Kill or Be Killed vol. 3
An otherwise great vol. 2 of this series was hamstrung by an ending that made me question how much progress the story had actually made. Vol. 3 doesn’t make that mistake because by the end of it we’ve finally caught up to and gone past the scene Dylan has been flashing back to since the beginning of the series. Things start off on an innocuous note as our protagonist has broken up with his old girlfriend, reconnected with Kira, and given up on the whole vigilante business. Naturally, his retirement from that stuff doesn’t last once the Russian mob starts sniffing around Kira in their efforts to find a lead on this masked man who’s been killing their guys. The ease with which Dylan enacts his plan to get the Russians off of his case is striking in comparison to his reluctant beginnings. It also allows creators Ed Brubaker and Sean Phillips to set up some really tense questioning, stalking, and action scenes along the way while believably selling the idea that their protagonist has come around on his “retirement.”

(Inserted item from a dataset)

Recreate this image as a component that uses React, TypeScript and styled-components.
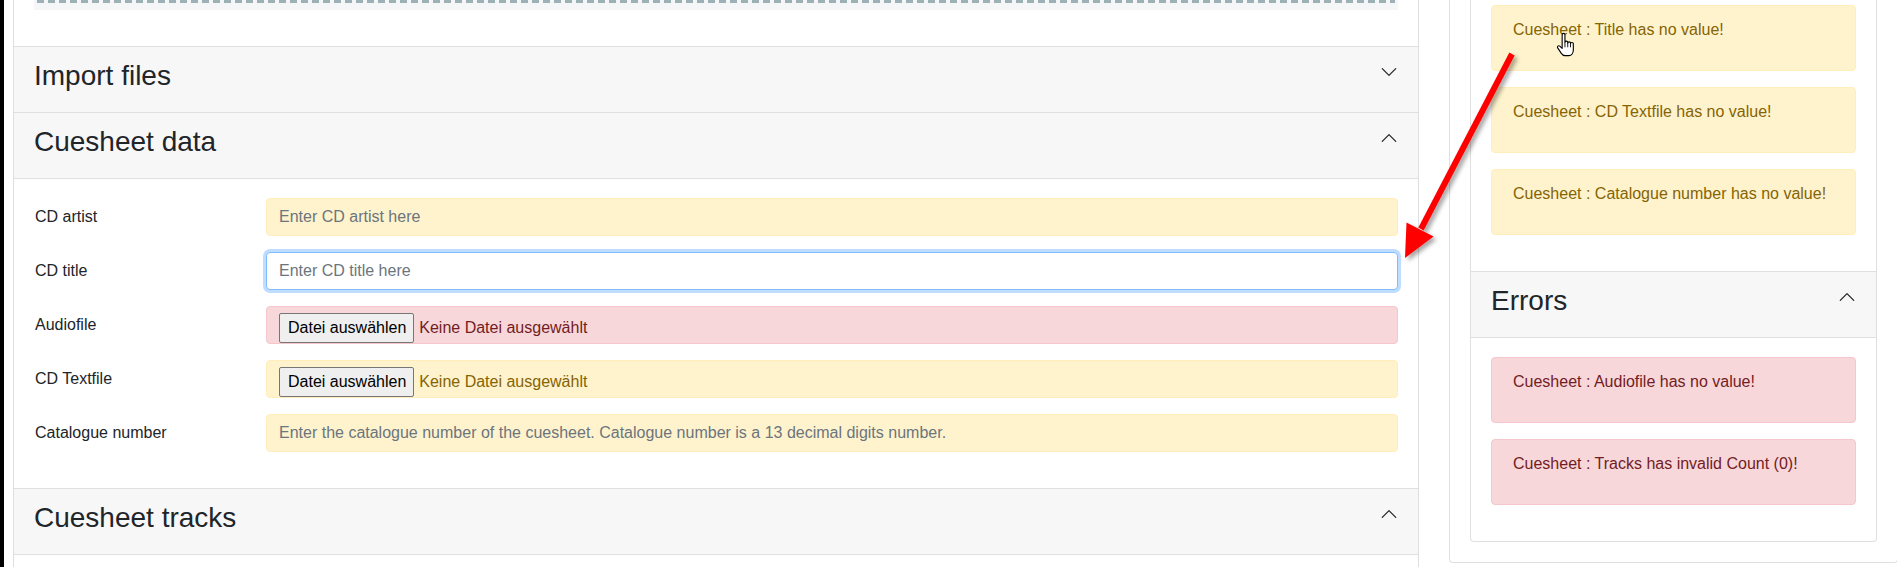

Then we get to the end of the volume and are thrown another curve on the whole business of Dylan’s demon. I, like a lot of other readers, thought from the start that the demon that’s been plaguing our main character all this time has been a mental hallucination. Brubaker and Phillips, however, have been committed to playing up the uncertainty that this apparition may be more real than we think. Their efforts to continue this in vol. 3 are their most successful yet. While I’m still not convinced that the demon is real, the creators have actually made its presence more interesting than the “Dylan’s just crazy” explanation I’d been expecting all along. It all ties in to our protagonist’s memory and how he’s accidentally reminded by his mother that his father used to have a son from a previous marriage. A son that Dylan briefly grew up with and somehow completely forgot about. It’s when he starts to dig into the mystery of this missing son/stepbrother that the underlying mystery of the demon becomes genuinely compelling. While also leading to an astonishingly creepy final page. Great job on that one Sean — it’s some Grade-A nightmare fuel right there.